Os prisioneiros incluíam Joaquim José da Silva Xavier, alferes nos
Dragões de Minas e mais conhecido pelo apelido Tiradentes, e o
desembargador Tomás Antônio Gonzaga.
O chanceler indicado para o Tribunal de Relação do Rio de Janeiro,
desembargador Sebastião Xavier de Vasconcellos Coutinho, foi apontado
para presidir a Alçada, formada também por Antônio Gomes Ribeiro e
Antônio Diniz da Cruz e Silva, da Casa de Suplicação, que se juntaram a
ele em Lisboa.
O chanceler Vasconcellos Coutinho foi instruído a ignorar "qualquer
falta de formalidades [...] e invalidades judiciais [...] que possam
existir nas devassas, e considerar as provas de acordo com a lei
natural". A Alçada recebeu toda a autoridade necessária: "Não
obstante todas as outras leis, disposições, privilégios e ordens em
contrário, apenas para esta ocasião".
Ao final, Tiradentes foi sacrificado. E, se por acaso os processos da
Alçada começam a lhe parecer estranhamente semelhantes com o mensalão,
isso não deveria causar surpresa: de fato, são. Algumas coisas nunca
mudam.
A íntegra.
Da revista Época.
Poderosos e "poderosos" no mensalão
Paulo Moreira Leite
Kenneth Maxwell, historiador respeitado do Brasil colonial, compara o julgamento do mensalão ao Tribunal que julgou a inconfidência mineira. Não, a questão não é perguntar sobre Tiradentes. Mas sobre Maria I, a louca e poderosa. Tanto lá como cá, diz Maxwell, tivemos condenações sem provas objetivas. Primeiro, a Coroa mandou todo mundo a julgamento. Depois, com uma ordem secreta, determinou que todos tivessem a vida poupada – menos Tiradentes.
Poderoso é quem faz isso.
Escolhe quem vai para a forca.
"Poderoso" pode ir para a forca, quando entra em conflito com sem aspas.

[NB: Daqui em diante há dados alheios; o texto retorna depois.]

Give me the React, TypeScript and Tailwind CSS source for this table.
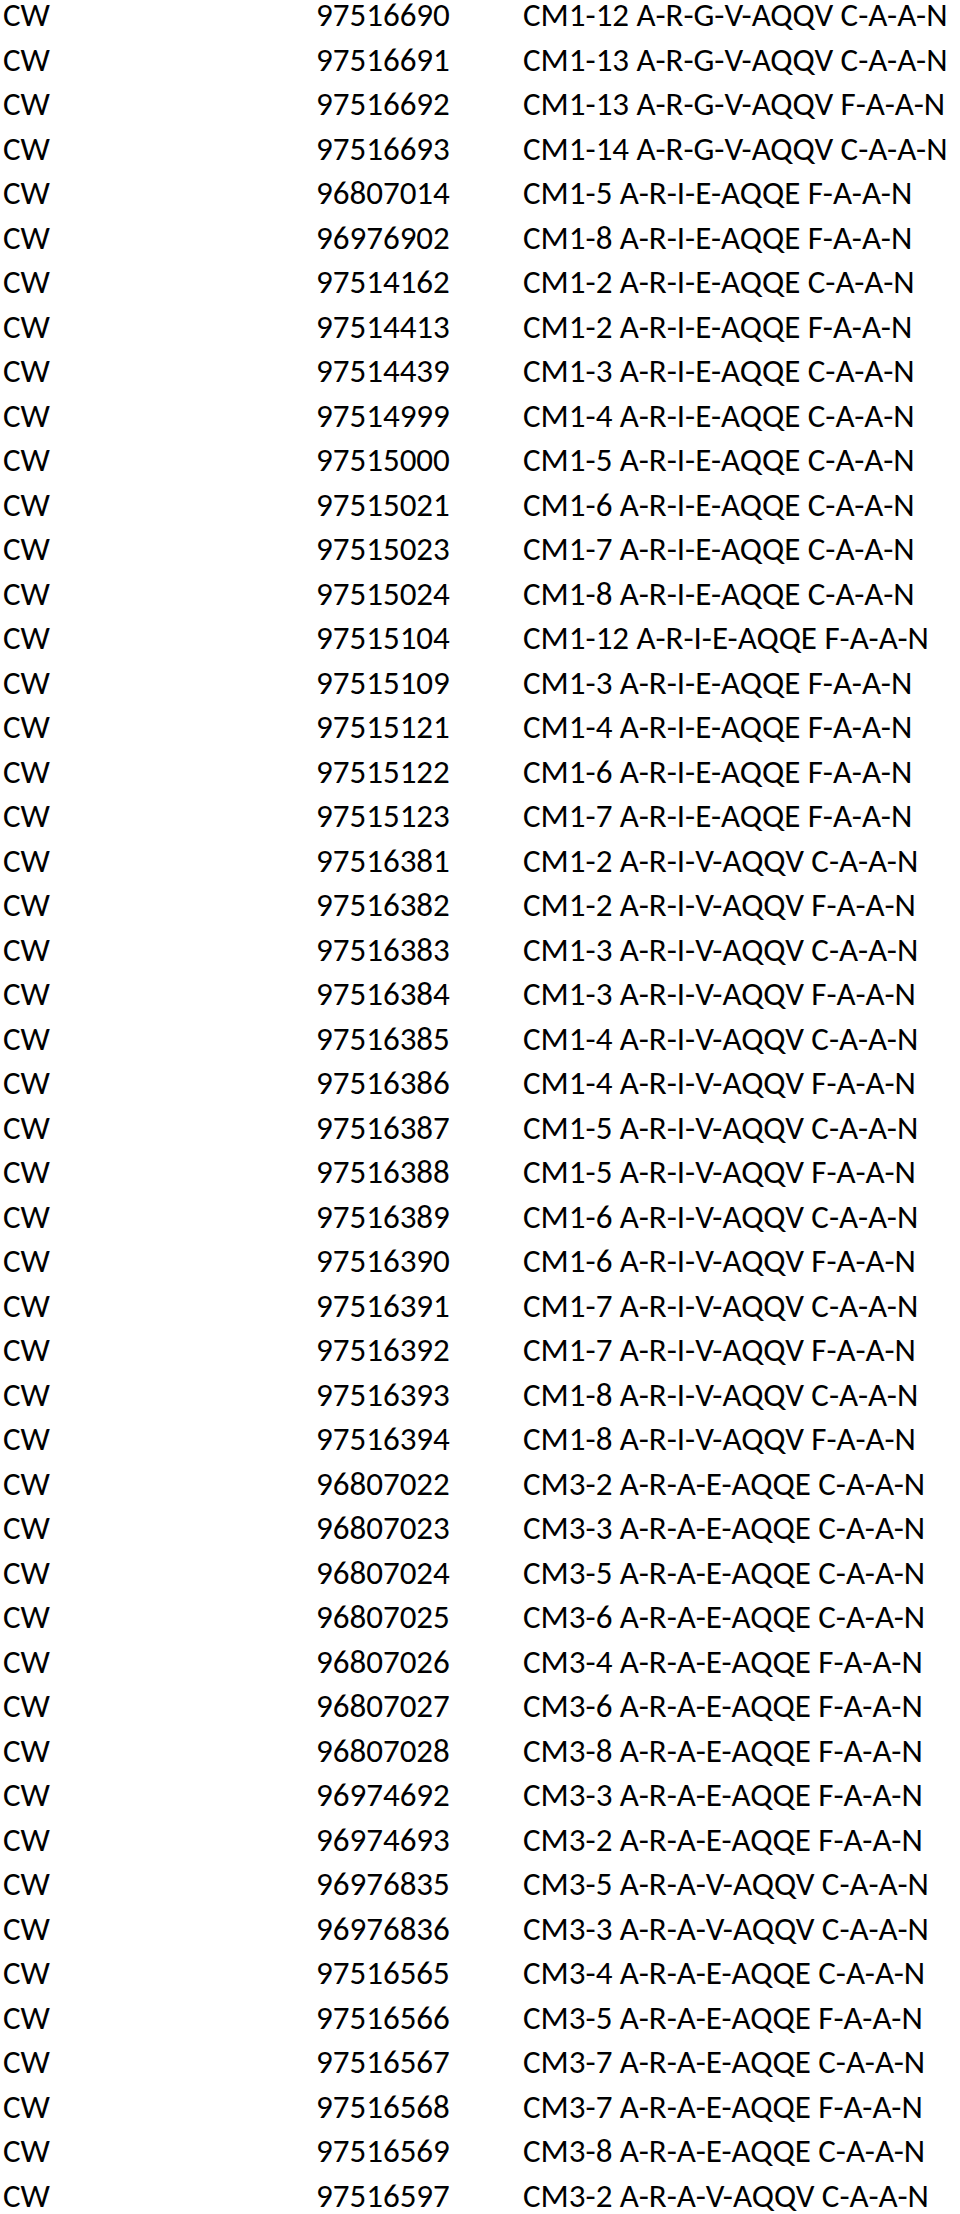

Genoíno, Dirceu e os outros eram pessoas importantes – e até muito importantes – num governo que foi capaz de abrir uma pequena brecha num sistema de poder estabelecido no país há séculos.
O poder que eles representam é o do voto. Tem duração limitada, quatro anos, é frágil, mas é o único poder para quem não tem poder de verdade e depende de uma vontade, apenas uma: a decisão soberana do povo.
A íntegra.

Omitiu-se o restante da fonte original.